At the other end it’s trickier. We don’t deal directly with the content producers. Instead, we have to deal with these network gatekeepers. But why? What value are they adding? As far as I can see the only thing the networks add is an extra step and a big scoop off the margin.

The producers of content don’t like the TV network system but can’t quite see the way across the divide into my digital world. Some musical artists, like Prince, are figuring it out, but they’re isolated examples.

I’m not saying I agree or disagree with the entire argument he’s making, but the boldfaced part is something I’ve actually encouraged technology companies to do:

- I wondered why MSFT did not get into the content business again (incidentally, in the post announcing GE/NBC’s $250M New Media Fund, something, Fool.com agreed a couple of months after our suggestion.

- I demonstrated why and how the stock market would immediately reward both MSFT and Apple if they bought the record labels.

- I dubbed digital media the new software.

Anyway, let’s continue, Fake Steve adds:

Trust me, however, when I tell you that TV and movie people will figure it out too. These are not stupid people. And they are not un-greedy. Which means their desire for more money and more control and more freedom will lead them to apply their energy into figuring out how to get out of the plantation the TV networks have created for them. They will break free. Mark my words.

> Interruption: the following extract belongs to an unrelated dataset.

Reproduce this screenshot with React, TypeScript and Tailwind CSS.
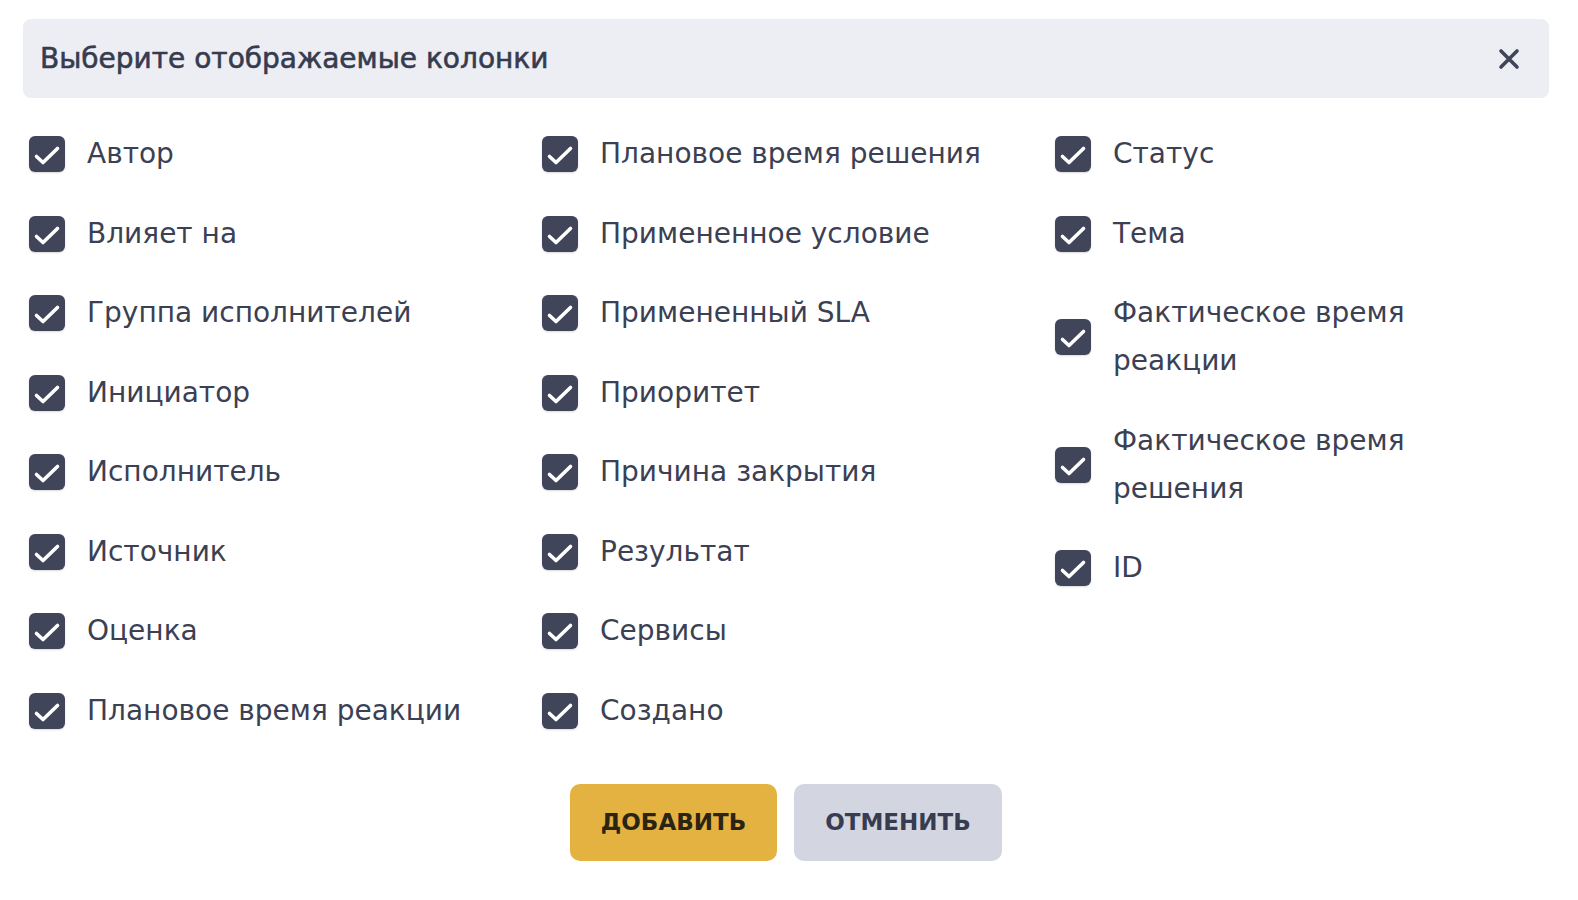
import React from "react";

const col1 = [
  "Автор",
  "Влияет на",
  "Группа исполнителей",
  "Инициатор",
  "Исполнитель",
  "Источник",
  "Оценка",
  "Плановое время реакции",
];

const col2 = [
  "Плановое время решения",
  "Примененное условие",
  "Примененный SLA",
  "Приоритет",
  "Причина закрытия",
  "Результат",
  "Сервисы",
  "Создано",
];

const col3 = [
  "Статус",
  "Тема",
  "Фактическое время реакции",
  "Фактическое время решения",
  "ID",
];

const CheckItem = ({ label }: { label: string }) => {
  return (
    <label className="flex items-center gap-[22px] cursor-pointer">
      <span className="w-9 h-9 shrink-0 rounded-[6px] bg-[#40455a] shadow-[0_1px_2px_rgba(0,0,0,0.15)] flex items-center justify-center">
        <svg width="36" height="36" viewBox="0 0 36 36" fill="none">
          <polyline
            points="7.5,20.5 14,26.5 28.5,12.5"
            stroke="#ffffff"
            strokeWidth="3.6"
            strokeLinecap="round"
            strokeLinejoin="round"
          />
        </svg>
      </span>
      <span className="text-[28px] leading-[48px] text-[#3b4053]">{label}</span>
    </label>
  );
};

const Column = ({ items }: { items: string[] }) => {
  return (
    <div className="flex flex-col gap-y-[31.5px]">
      {items.map((item) => (
        <CheckItem key={item} label={item} />
      ))}
    </div>
  );
};

export default function App() {
  return (
    <div
      className="w-[1578px] h-[900px] bg-white pt-[19px] pl-[23px]"
      style={{ fontFamily: '"DejaVu Sans", "Noto Sans", sans-serif' }}
    >
      <div className="w-[1526px]">
        <div className="h-[79px] rounded-[8px] bg-[#edeef3] flex items-center justify-between pl-[17px] pr-[28px]">
          <h1 className="text-[28px] font-normal text-[#363b4f] [-webkit-text-stroke:0.6px_#363b4f]">
            Выберите отображаемые колонки
          </h1>
          <button className="w-6 h-6 flex items-center justify-center">
            <svg width="22" height="22" viewBox="0 0 22 22" fill="none">
              <path
                d="M3 3 L19 19 M19 3 L3 19"
                stroke="#40455a"
                strokeWidth="3.6"
                strokeLinecap="round"
              />
            </svg>
          </button>
        </div>

        <div className="grid grid-cols-[440px_440px_440px] gap-x-[73px] pl-[6px] pt-[32px]">
          <Column items={col1} />
          <Column items={col2} />
          <Column items={col3} />
        </div>

        <div className="flex justify-center gap-[17px] mt-[49px]">
          <button className="w-[207px] h-[77px] rounded-[10px] bg-[#e4b240] text-[#2a2412] text-[23px] font-bold">
            ДОБАВИТЬ
          </button>
          <button className="w-[208px] h-[77px] rounded-[10px] bg-[#d3d6e1] text-[#373c50] text-[23px] font-bold">
            ОТМЕНИТЬ
          </button>
        </div>
      </div>
    </div>
  );
}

The talented ones will go first. Bad news for you, TV networks. You’ll be stuck with the shittiest creators, the timid ones who don’t dare cross the chasm. Your shows will get worse and worse. Your sitcoms will grow lamer, if that’s possible. Your reality shows will grow stupider.

Interestingly, a lot of the online video producers such as Next New Networks, My Damn Channel etc. draw from the smartest folks in TV: Next New Network, for example, was founded by Herb Scannell, former Vice Chairman of Viacom.

Judging by the growing heap of reality TV slop on the tube these days, you wonder if Fake Steve is right about the impending, further decline of TV. To drive his point home, he focuses on news:

What’s left? You’ve already gutted your news divisions, which was a truly moronic move since that was the only place where you really could continue to add value. Your news shows will continue to devolve into not-really-news Fox-style argument shows where retarded bullies like Bill O’Reilly come on the air and shout at people because some gangsta rapper has a deal with Pepsi, or argue with straw men about whether we should put more troops into Iraq. Where once we had Edward R. Murrow and Walter Cronkite, we’ll instead have John Gibson and Sean Hannity ranting about patriotism and calling people names. All heat, no light. Well done, TV networks. When you finally die, the world will celebrate. Because you’ll deserve it. Totally.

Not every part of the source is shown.